BRIEF
Restate all the material verbatim, except for the pictures.

DATASET EXTRACT
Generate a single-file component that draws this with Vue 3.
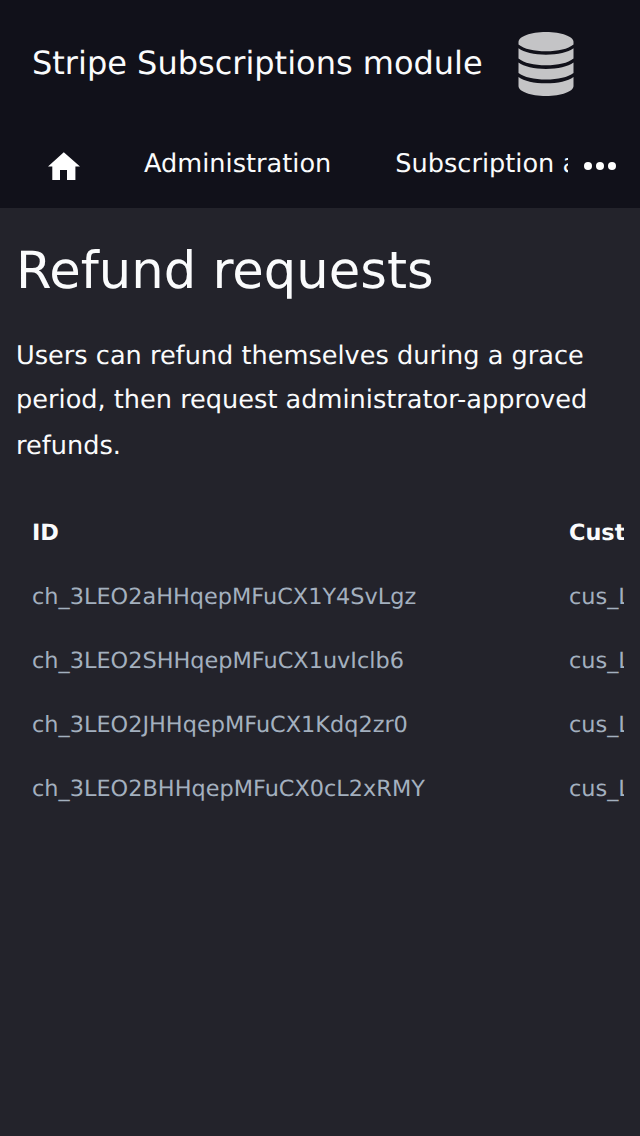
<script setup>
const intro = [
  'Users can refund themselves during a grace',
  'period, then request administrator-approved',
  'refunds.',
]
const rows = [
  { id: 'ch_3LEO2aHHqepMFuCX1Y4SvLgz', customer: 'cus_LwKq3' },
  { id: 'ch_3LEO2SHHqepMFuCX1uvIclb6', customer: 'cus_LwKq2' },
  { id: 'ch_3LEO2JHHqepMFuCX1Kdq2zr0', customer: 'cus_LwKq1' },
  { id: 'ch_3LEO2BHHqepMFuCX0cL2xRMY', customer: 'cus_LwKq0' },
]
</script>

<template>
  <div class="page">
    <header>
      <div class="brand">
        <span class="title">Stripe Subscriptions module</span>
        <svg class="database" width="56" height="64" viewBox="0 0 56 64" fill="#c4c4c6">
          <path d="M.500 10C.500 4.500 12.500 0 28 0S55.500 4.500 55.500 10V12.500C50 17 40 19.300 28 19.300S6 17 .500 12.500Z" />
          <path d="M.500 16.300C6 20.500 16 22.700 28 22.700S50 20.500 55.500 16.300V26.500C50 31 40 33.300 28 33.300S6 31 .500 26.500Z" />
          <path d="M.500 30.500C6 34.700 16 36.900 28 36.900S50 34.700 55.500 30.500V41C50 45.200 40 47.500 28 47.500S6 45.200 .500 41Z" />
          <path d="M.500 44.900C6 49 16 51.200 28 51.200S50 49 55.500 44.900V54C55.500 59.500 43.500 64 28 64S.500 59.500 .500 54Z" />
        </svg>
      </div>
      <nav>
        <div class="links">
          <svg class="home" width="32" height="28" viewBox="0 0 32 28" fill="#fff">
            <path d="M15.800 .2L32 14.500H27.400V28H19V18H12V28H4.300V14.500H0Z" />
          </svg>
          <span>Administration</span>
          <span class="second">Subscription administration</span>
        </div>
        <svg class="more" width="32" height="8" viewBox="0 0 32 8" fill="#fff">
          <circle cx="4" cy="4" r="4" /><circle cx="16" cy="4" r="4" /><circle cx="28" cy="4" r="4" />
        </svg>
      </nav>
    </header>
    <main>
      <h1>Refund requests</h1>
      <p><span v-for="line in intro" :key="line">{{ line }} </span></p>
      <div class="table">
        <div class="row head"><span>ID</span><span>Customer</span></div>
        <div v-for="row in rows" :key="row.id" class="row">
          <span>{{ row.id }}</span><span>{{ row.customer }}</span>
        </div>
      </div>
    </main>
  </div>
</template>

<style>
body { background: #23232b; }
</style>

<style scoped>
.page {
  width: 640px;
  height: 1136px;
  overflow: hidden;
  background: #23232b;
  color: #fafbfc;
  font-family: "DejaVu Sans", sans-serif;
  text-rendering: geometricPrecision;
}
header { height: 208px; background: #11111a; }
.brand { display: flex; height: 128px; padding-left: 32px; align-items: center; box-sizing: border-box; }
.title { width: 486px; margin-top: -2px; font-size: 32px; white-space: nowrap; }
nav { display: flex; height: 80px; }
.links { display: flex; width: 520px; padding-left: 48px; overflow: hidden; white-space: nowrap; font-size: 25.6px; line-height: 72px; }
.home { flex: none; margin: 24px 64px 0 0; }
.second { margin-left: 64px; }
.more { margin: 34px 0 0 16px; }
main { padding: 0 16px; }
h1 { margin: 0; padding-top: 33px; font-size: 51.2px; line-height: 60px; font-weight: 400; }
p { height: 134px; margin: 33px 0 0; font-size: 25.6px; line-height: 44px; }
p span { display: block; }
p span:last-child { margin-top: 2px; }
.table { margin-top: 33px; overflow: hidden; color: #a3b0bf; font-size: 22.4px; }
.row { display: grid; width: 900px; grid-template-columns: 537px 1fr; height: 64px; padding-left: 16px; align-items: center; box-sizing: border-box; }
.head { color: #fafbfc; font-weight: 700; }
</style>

WRITTEN SOLUTION
Generate a single-file component that draws this with Vue 3.
<script setup>
const intro = [
  'Users can refund themselves during a grace',
  'period, then request administrator-approved',
  'refunds.',
]
const rows = [
  { id: 'ch_3LEO2aHHqepMFuCX1Y4SvLgz', customer: 'cus_LwKq3' },
  { id: 'ch_3LEO2SHHqepMFuCX1uvIclb6', customer: 'cus_LwKq2' },
  { id: 'ch_3LEO2JHHqepMFuCX1Kdq2zr0', customer: 'cus_LwKq1' },
  { id: 'ch_3LEO2BHHqepMFuCX0cL2xRMY', customer: 'cus_LwKq0' },
]
</script>

<template>
  <div class="page">
    <header>
      <div class="brand">
        <span class="title">Stripe Subscriptions module</span>
        <svg class="database" width="56" height="64" viewBox="0 0 56 64" fill="#c4c4c6">
          <path d="M.500 10C.500 4.500 12.500 0 28 0S55.500 4.500 55.500 10V12.500C50 17 40 19.300 28 19.300S6 17 .500 12.500Z" />
          <path d="M.500 16.300C6 20.500 16 22.700 28 22.700S50 20.500 55.500 16.300V26.500C50 31 40 33.300 28 33.300S6 31 .500 26.500Z" />
          <path d="M.500 30.500C6 34.700 16 36.900 28 36.900S50 34.700 55.500 30.500V41C50 45.200 40 47.500 28 47.500S6 45.200 .500 41Z" />
          <path d="M.500 44.900C6 49 16 51.200 28 51.200S50 49 55.500 44.900V54C55.500 59.500 43.500 64 28 64S.500 59.500 .500 54Z" />
        </svg>
      </div>
      <nav>
        <div class="links">
          <svg class="home" width="32" height="28" viewBox="0 0 32 28" fill="#fff">
            <path d="M15.800 .2L32 14.500H27.400V28H19V18H12V28H4.300V14.500H0Z" />
          </svg>
          <span>Administration</span>
          <span class="second">Subscription administration</span>
        </div>
        <svg class="more" width="32" height="8" viewBox="0 0 32 8" fill="#fff">
          <circle cx="4" cy="4" r="4" /><circle cx="16" cy="4" r="4" /><circle cx="28" cy="4" r="4" />
        </svg>
      </nav>
    </header>
    <main>
      <h1>Refund requests</h1>
      <p><span v-for="line in intro" :key="line">{{ line }} </span></p>
      <div class="table">
        <div class="row head"><span>ID</span><span>Customer</span></div>
        <div v-for="row in rows" :key="row.id" class="row">
          <span>{{ row.id }}</span><span>{{ row.customer }}</span>
        </div>
      </div>
    </main>
  </div>
</template>

<style>
body { background: #23232b; }
</style>

<style scoped>
.page {
  width: 640px;
  height: 1136px;
  overflow: hidden;
  background: #23232b;
  color: #fafbfc;
  font-family: "DejaVu Sans", sans-serif;
  text-rendering: geometricPrecision;
}
header { height: 208px; background: #11111a; }
.brand { display: flex; height: 128px; padding-left: 32px; align-items: center; box-sizing: border-box; }
.title { width: 486px; margin-top: -2px; font-size: 32px; white-space: nowrap; }
nav { display: flex; height: 80px; }
.links { display: flex; width: 520px; padding-left: 48px; overflow: hidden; white-space: nowrap; font-size: 25.6px; line-height: 72px; }
.home { flex: none; margin: 24px 64px 0 0; }
.second { margin-left: 64px; }
.more { margin: 34px 0 0 16px; }
main { padding: 0 16px; }
h1 { margin: 0; padding-top: 33px; font-size: 51.2px; line-height: 60px; font-weight: 400; }
p { height: 134px; margin: 33px 0 0; font-size: 25.6px; line-height: 44px; }
p span { display: block; }
p span:last-child { margin-top: 2px; }
.table { margin-top: 33px; overflow: hidden; color: #a3b0bf; font-size: 22.4px; }
.row { display: grid; width: 900px; grid-template-columns: 537px 1fr; height: 64px; padding-left: 16px; align-items: center; box-sizing: border-box; }
.head { color: #fafbfc; font-weight: 700; }
</style>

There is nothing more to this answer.